Step 4.)We start with the fuselage former ( 9 F ) at the mid-section of the cockpit. Add the fuel tank pressure, hand pump ( 17 G ) and the auxiliary throttle advance lever. ( 10 G ). Please note the installation of fuselage former 9 F is inclined back about 2 degrees at the top. To the cockpit flooring (8 F ) add cables and a control column lock ( 2 G ) can be added to the control column base ( 14 G ) Note also that the rotating throttle on the control yoke head ( 24 G ) should be on the pilot's left. see the inset image. The machine gun triggers are in the middle of this yoke. Also add the rudder control bar (5 F ). The aileron actuation bar assembly (5 & 25 G ) connect to the bottom of the control column ( 14 G ) under the flooring. In the image here I only have two lines on the lower end of the control column ( 14 G ). To be accurate there should be four.
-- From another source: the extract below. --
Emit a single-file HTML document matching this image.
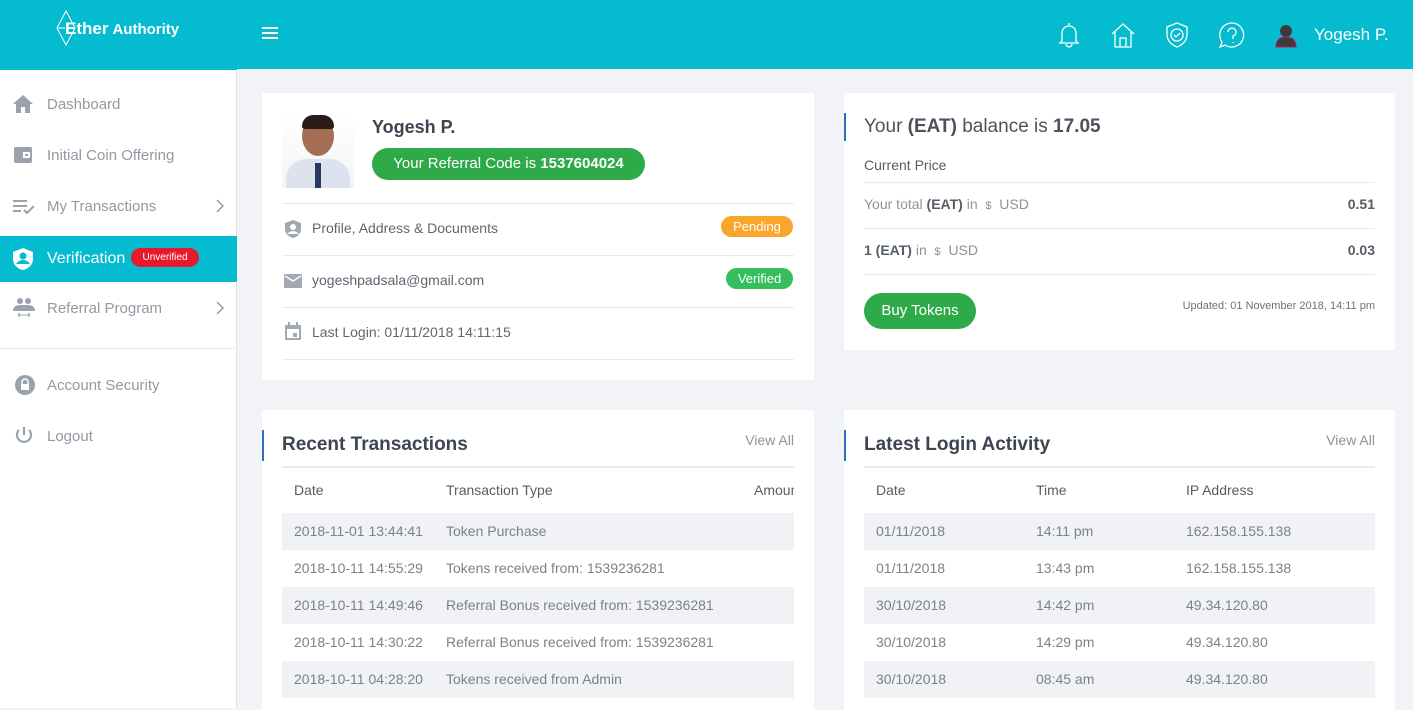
<!DOCTYPE html>
<html><head><meta charset="utf-8"><style>
*{box-sizing:border-box;margin:0;padding:0}
body{width:1413px;height:708px;overflow:hidden;background:#f1f3f7;font-family:"Liberation Sans",sans-serif;position:relative;color:#5f6670}
.abs{position:absolute}
.side{left:0;top:0;width:237px;height:708px;background:#fff;border-right:1px solid #e2e4e8}
.logo{left:0;top:0;width:237px;height:70px;background:#05bbd0}
.hdr{left:237px;top:0;right:0;height:69px;background:#05bbd0}
.nav{position:absolute;left:0;width:237px;height:46px;display:flex;align-items:center;font-size:15px;color:#9299a2}
.nav svg{position:absolute;left:12px}
.nav span{position:absolute;left:47px}
.nav svg.chev{left:216px}
.card{background:#fff;position:absolute}
.row{position:absolute;left:20px;right:20px;border-bottom:1px solid #e8eaee}
.t{position:absolute;white-space:nowrap}
.stripe{position:absolute;background:#f0f2f5;height:37px}
</style></head><body>
<div class="abs side"></div>
<div class="abs logo">
 <svg class="abs" style="left:55px;top:10px" width="22" height="36" viewBox="0 0 22 36"><path d="M11 1 L20 18 L11 35 L2 18 Z" fill="none" stroke="#fff" stroke-width="1"/><path d="M3 18 H10" stroke="#fff"/></svg>
 <div class="t" style="left:65px;top:19px;color:#fff;font-size:17px;font-weight:bold">Ether<span style="font-size:15px;margin-left:4px">Authority</span></div>
</div>
<div class="abs hdr">
 <div class="abs" style="left:25px;top:27px;width:16px;height:2px;background:#fff;box-shadow:0 5px 0 #fff,0 10px 0 #fff"></div>
 <svg class="abs" style="left:820px;top:21px" width="24" height="28" viewBox="0 0 24 28" fill="none" stroke="#fff" stroke-width="1.3"><path d="M12 2v2M5 20V12a7 7 0 0 1 14 0v8l2 2H3z M9 23a3 3 0 0 0 6 0"/></svg>
 <svg class="abs" style="left:873px;top:21px" width="26" height="28" viewBox="0 0 26 28" fill="none" stroke="#fff" stroke-width="1.3"><path d="M2 13 L13 3 L24 13 M5 11v15h16V11 M10 26v-9h6v9"/></svg>
 <svg class="abs" style="left:928px;top:21px" width="24" height="28" viewBox="0 0 24 28" fill="none" stroke="#fff" stroke-width="1.3"><path d="M12 2 L22 6 V13 C22 20 17 24 12 26 C7 24 2 20 2 13 V6 Z"/><circle cx="12" cy="14" r="6"/><path d="M9 14l2 2 4-4"/></svg>
 <svg class="abs" style="left:981px;top:21px" width="28" height="28" viewBox="0 0 28 28" fill="none" stroke="#fff" stroke-width="1.3"><path d="M14 2a12 12 0 1 1-7 22l-5 2 2-5A12 12 0 0 1 14 2z"/><path d="M10 11a4 4 0 1 1 5 4v3M15 21v1"/></svg>
 <svg class="abs" style="left:1038px;top:24px" width="22" height="24" viewBox="0 0 22 24"><circle cx="11" cy="7" r="6" fill="#3b3b3b"/><path d="M1 23c0-7 4-10 10-10s10 3 10 10z" fill="#3b3b3b" stroke="#c2185b" stroke-width="1"/></svg>
 <div class="t" style="left:1077px;top:25px;color:#fff;font-size:17px">Yogesh P.</div>
</div>

<div class="nav" style="top:81px"><svg width="22" height="20" viewBox="0 0 22 20"><path d="M11 1L1 10h3v9h5v-6h4v6h5v-9h3z" fill="#9aa3ad"/></svg><span>Dashboard</span></div>
<div class="nav" style="top:132px"><svg width="22" height="20" viewBox="0 0 22 20"><rect x="2" y="2" width="18" height="16" rx="2" fill="#9aa3ad"/><rect x="11" y="7" width="7" height="6" fill="#fff"/><rect x="13" y="9" width="3" height="2" fill="#9aa3ad"/></svg><span>Initial Coin Offering</span></div>
<div class="nav" style="top:183px"><svg width="24" height="20" viewBox="0 0 24 20" fill="none" stroke="#9aa3ad" stroke-width="2"><path d="M1 5h14M1 10h14M1 15h8M12 14l3 3 7-7"/></svg><span>My Transactions</span><svg class="chev" width="8" height="14" viewBox="0 0 8 14"><path d="M1 1l6 6-6 6" stroke="#8a9098" stroke-width="1.3" fill="none"/></svg></div>
<div class="nav" style="top:236px;background:#05bbd0;color:#fff;font-size:16px"><svg width="22" height="24" viewBox="0 0 22 24"><path d="M11 1L21 5v7c0 6-5 10-10 11C6 22 1 18 1 12V5z" fill="#fff"/><circle cx="11" cy="9" r="3.5" fill="#05bbd0"/><path d="M4 17c2-3 4-4 7-4s5 1 7 4" fill="#05bbd0"/></svg><span>Verification</span><div class="abs" style="left:131px;top:12px;width:68px;height:19px;border-radius:10px;background:#e8192c;color:#fff;font-size:10px;text-align:center;line-height:19px">Unverified</div></div>
<div class="nav" style="top:285px"><svg width="24" height="22" viewBox="0 0 24 22" fill="#9aa3ad"><circle cx="8" cy="4" r="3"/><circle cx="16" cy="4" r="3"/><path d="M1 14c0-4 3-6 7-6h8c4 0 7 2 7 6z"/><path d="M6 18h12M6 18l2-2M6 18l2 2M18 18l-2-2M18 18l-2 2" stroke="#9aa3ad" fill="none"/></svg><span>Referral Program</span><svg class="chev" width="8" height="14" viewBox="0 0 8 14"><path d="M1 1l6 6-6 6" stroke="#8a9098" stroke-width="1.3" fill="none"/></svg></div>
<div class="abs" style="left:0;top:348px;width:237px;height:1px;background:#e8eaee"></div>
<div class="nav" style="top:362px"><svg width="24" height="24" viewBox="0 0 24 24"><circle cx="13" cy="12" r="10" fill="#9aa3ad"/><rect x="9" y="11" width="8" height="6" fill="#fff"/><path d="M10 11V9a3 3 0 0 1 6 0v2" stroke="#fff" fill="none" stroke-width="1.5"/></svg><span>Account Security</span></div>
<div class="nav" style="top:413px"><svg width="24" height="24" viewBox="0 0 24 24" fill="none" stroke="#9aa3ad" stroke-width="2.2"><path d="M12 3v8M7 6a7 7 0 1 0 10 0"/></svg><span>Logout</span></div>

<!-- Profile card -->
<div class="card" style="left:262px;top:93px;width:552px;height:287px">
 <div class="abs" style="left:20px;top:20px;width:72px;height:75px;background:linear-gradient(#fff 0,#f4f4f4 100%)">
  <div class="abs" style="left:20px;top:3px;width:32px;height:40px;border-radius:50%;background:#a56f55"></div>
  <div class="abs" style="left:20px;top:2px;width:32px;height:14px;border-radius:16px 16px 4px 4px;background:#2a1d18"></div>
  <div class="abs" style="left:4px;top:46px;width:64px;height:29px;border-radius:20px 20px 0 0;background:#dde3ee"></div>
  <div class="abs" style="left:33px;top:50px;width:6px;height:25px;background:#26395e"></div>
 </div>
 <div class="t" style="left:110px;top:24px;font-size:18px;font-weight:bold;color:#3c4550">Yogesh P.</div>
 <div class="abs" style="left:110px;top:55px;width:273px;height:32px;border-radius:16px;background:#2eaa48;color:#fff;font-size:15px;text-align:center;line-height:32px">Your Referral Code is <b>1537604024</b></div>
 <div class="row" style="top:0;height:111px"></div>
 <div class="row" style="top:111px;height:52px"></div>
 <div class="row" style="top:163px;height:52px"></div>
 <div class="row" style="top:215px;height:52px"></div>
 <svg class="abs" style="left:22px;top:126px" width="18" height="20" viewBox="0 0 18 20"><path d="M9 1l8 3v6c0 5-4 8-8 9-4-1-8-4-8-9V4z" fill="#a1a8b1"/><circle cx="9" cy="8" r="3" fill="#fff"/><path d="M3 15c2-2 4-3 6-3s4 1 6 3" fill="#fff"/></svg>
 <div class="t" style="left:50px;top:127px;font-size:14px">Profile, Address &amp; Documents</div>
 <div class="abs" style="left:459px;top:123px;width:72px;height:21px;border-radius:11px;background:#f9a62a;color:#fff;font-size:13px;text-align:center;line-height:21px">Pending</div>
 <svg class="abs" style="left:22px;top:180px" width="18" height="16" viewBox="0 0 18 16"><rect x="0" y="1" width="18" height="14" rx="1" fill="#a1a8b1"/><path d="M1 3l8 5 8-5" stroke="#fff" stroke-width="1.5" fill="none"/></svg>
 <div class="t" style="left:50px;top:179px;font-size:14px">yogeshpadsala@gmail.com</div>
 <div class="abs" style="left:464px;top:175px;width:67px;height:21px;border-radius:11px;background:#35bf5c;color:#fff;font-size:13px;text-align:center;line-height:21px">Verified</div>
 <svg class="abs" style="left:22px;top:229px" width="18" height="19" viewBox="0 0 18 19"><rect x="1" y="3" width="16" height="15" rx="1" fill="#a1a8b1"/><rect x="3" y="7" width="12" height="9" fill="#fff"/><rect x="9" y="11" width="4" height="4" fill="#a1a8b1"/><rect x="4" y="0" width="2" height="4" fill="#a1a8b1"/><rect x="12" y="0" width="2" height="4" fill="#a1a8b1"/></svg>
 <div class="t" style="left:50px;top:231px;font-size:14px">Last Login: 01/11/2018 14:11:15</div>
</div>

<!-- Balance card -->
<div class="card" style="left:844px;top:93px;width:551px;height:257px">
 <div class="abs" style="left:0;top:20px;width:2px;height:28px;background:#2f6fbe"></div>
 <div class="t" style="left:20px;top:23px;font-size:19px;color:#4a525c">Your <b>(EAT)</b> balance is <b>17.05</b></div>
 <div class="t" style="left:20px;top:64px;font-size:14px;color:#555d66">Current Price</div>
 <div class="abs" style="left:20px;right:20px;top:89px;height:1px;background:#e8eaee"></div>
 <div class="t" style="left:20px;top:103px;font-size:14px;color:#8c939b">Your total <b style="color:#555d66">(EAT)</b> in &nbsp;<span style="font-size:11px">$</span>&nbsp; USD</div>
 <div class="t" style="right:20px;top:103px;font-size:14px;font-weight:bold;color:#555d66">0.51</div>
 <div class="abs" style="left:20px;right:20px;top:135px;height:1px;background:#e8eaee"></div>
 <div class="t" style="left:20px;top:149px;font-size:14px;color:#8c939b"><b style="color:#555d66">1 (EAT)</b> in &nbsp;<span style="font-size:11px">$</span>&nbsp; USD</div>
 <div class="t" style="right:20px;top:149px;font-size:14px;font-weight:bold;color:#555d66">0.03</div>
 <div class="abs" style="left:20px;right:20px;top:181px;height:1px;background:#e8eaee"></div>
 <div class="abs" style="left:20px;top:200px;width:112px;height:36px;border-radius:18px;background:#2eaa48;color:#fff;font-size:15px;text-align:center;line-height:36px">Buy Tokens</div>
 <div class="t" style="right:20px;top:207px;font-size:11px;color:#6b727a">Updated: 01 November 2018, 14:11 pm</div>
</div>

<!-- Recent tx -->
<div class="card" style="left:262px;top:410px;width:552px;height:300px;overflow:hidden">
 <div class="abs" style="left:0;top:20px;width:2px;height:31px;background:#2f6fbe"></div>
 <div class="t" style="left:20px;top:24px;font-size:19px;font-weight:bold;color:#3c4550">Recent Transactions</div>
 <div class="t" style="right:20px;top:22px;font-size:14px;color:#8c939b">View All</div>
 <div class="abs" style="left:20px;right:20px;top:56px;height:2px;background:#e8eaee"></div>
 <div class="t" style="left:32px;top:72px;font-size:14px;color:#555d66">Date</div>
 <div class="t" style="left:184px;top:72px;font-size:14px;color:#555d66">Transaction Type</div>
 <div class="abs" style="left:492px;top:72px;width:40px;overflow:hidden;font-size:14px;color:#555d66;white-space:nowrap">Amount</div>
 <div class="stripe" style="left:20px;width:512px;top:103px"></div>
 <div class="stripe" style="left:20px;width:512px;top:177px"></div>
 <div class="stripe" style="left:20px;width:512px;top:251px"></div>
 <div style="font-size:14px;color:#7b828a">
 <div class="t" style="left:32px;top:113px">2018-11-01 13:44:41</div><div class="t" style="left:184px;top:113px">Token Purchase</div>
 <div class="t" style="left:32px;top:150px">2018-10-11 14:55:29</div><div class="t" style="left:184px;top:150px">Tokens received from: 1539236281</div>
 <div class="t" style="left:32px;top:187px">2018-10-11 14:49:46</div><div class="t" style="left:184px;top:187px">Referral Bonus received from: 1539236281</div>
 <div class="t" style="left:32px;top:224px">2018-10-11 14:30:22</div><div class="t" style="left:184px;top:224px">Referral Bonus received from: 1539236281</div>
 <div class="t" style="left:32px;top:261px">2018-10-11 04:28:20</div><div class="t" style="left:184px;top:261px">Tokens received from Admin</div>
 </div>
</div>

<!-- Login activity -->
<div class="card" style="left:844px;top:410px;width:551px;height:300px">
 <div class="abs" style="left:0;top:20px;width:2px;height:31px;background:#2f6fbe"></div>
 <div class="t" style="left:20px;top:24px;font-size:19px;font-weight:bold;color:#3c4550">Latest Login Activity</div>
 <div class="t" style="right:20px;top:22px;font-size:14px;color:#8c939b">View All</div>
 <div class="abs" style="left:20px;right:20px;top:56px;height:2px;background:#e8eaee"></div>
 <div class="t" style="left:32px;top:72px;font-size:14px;color:#555d66">Date</div>
 <div class="t" style="left:192px;top:72px;font-size:14px;color:#555d66">Time</div>
 <div class="t" style="left:342px;top:72px;font-size:14px;color:#555d66">IP Address</div>
 <div class="stripe" style="left:20px;width:511px;top:103px"></div>
 <div class="stripe" style="left:20px;width:511px;top:177px"></div>
 <div class="stripe" style="left:20px;width:511px;top:251px"></div>
 <div style="font-size:14px;color:#7b828a">
 <div class="t" style="left:32px;top:113px">01/11/2018</div><div class="t" style="left:192px;top:113px">14:11 pm</div><div class="t" style="left:342px;top:113px">162.158.155.138</div>
 <div class="t" style="left:32px;top:150px">01/11/2018</div><div class="t" style="left:192px;top:150px">13:43 pm</div><div class="t" style="left:342px;top:150px">162.158.155.138</div>
 <div class="t" style="left:32px;top:187px">30/10/2018</div><div class="t" style="left:192px;top:187px">14:42 pm</div><div class="t" style="left:342px;top:187px">49.34.120.80</div>
 <div class="t" style="left:32px;top:224px">30/10/2018</div><div class="t" style="left:192px;top:224px">14:29 pm</div><div class="t" style="left:342px;top:224px">49.34.120.80</div>
 <div class="t" style="left:32px;top:261px">30/10/2018</div><div class="t" style="left:192px;top:261px">08:45 am</div><div class="t" style="left:342px;top:261px">49.34.120.80</div>
 </div>
</div>
</body></html>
Step 5.) Next the cockpit flooring (8 F ) and the ammunition box ( 4 C )and machine gun braces ( 5 C ) sit on is the top of the main fuel tank ( 6, 23 G ). This brings all of the previous sub assemblies together. Don’t be afraid to open up the slots on the fuselage former slightly to accept the fuel tank locator stubs. Also I had to cut down the spout (6 G ) by about 1/8 of an inch to get the assembly to seat well in the fuselage half during a dry fit. If you do not do this it will throw your fuselage out of alignment with your lower wing later.
Concerning the twin Spandau Maxim machine gun (4 E X 2 ), the solid plastic cooling jackets cannot be seen once the fuselage is closed up. I replaced the cross bar on the gun trays (5 C ) with a metal rod. and cut down the front gun supports and removed the rear gun supports on the Spandaus.
One minor concern is that to get the left gun completely in place vertically the inner fuselage (1 C ) wall above the breech needs to be thinned or the breech cut down. For those of you thinking about exposing the engine and adding photoetch gun jackets. Do not add them here. Dry fit the jackets you want to use and then wait until the fuselage is closed up. This will minimize any possible damage. Just make sure they slip on and off easily.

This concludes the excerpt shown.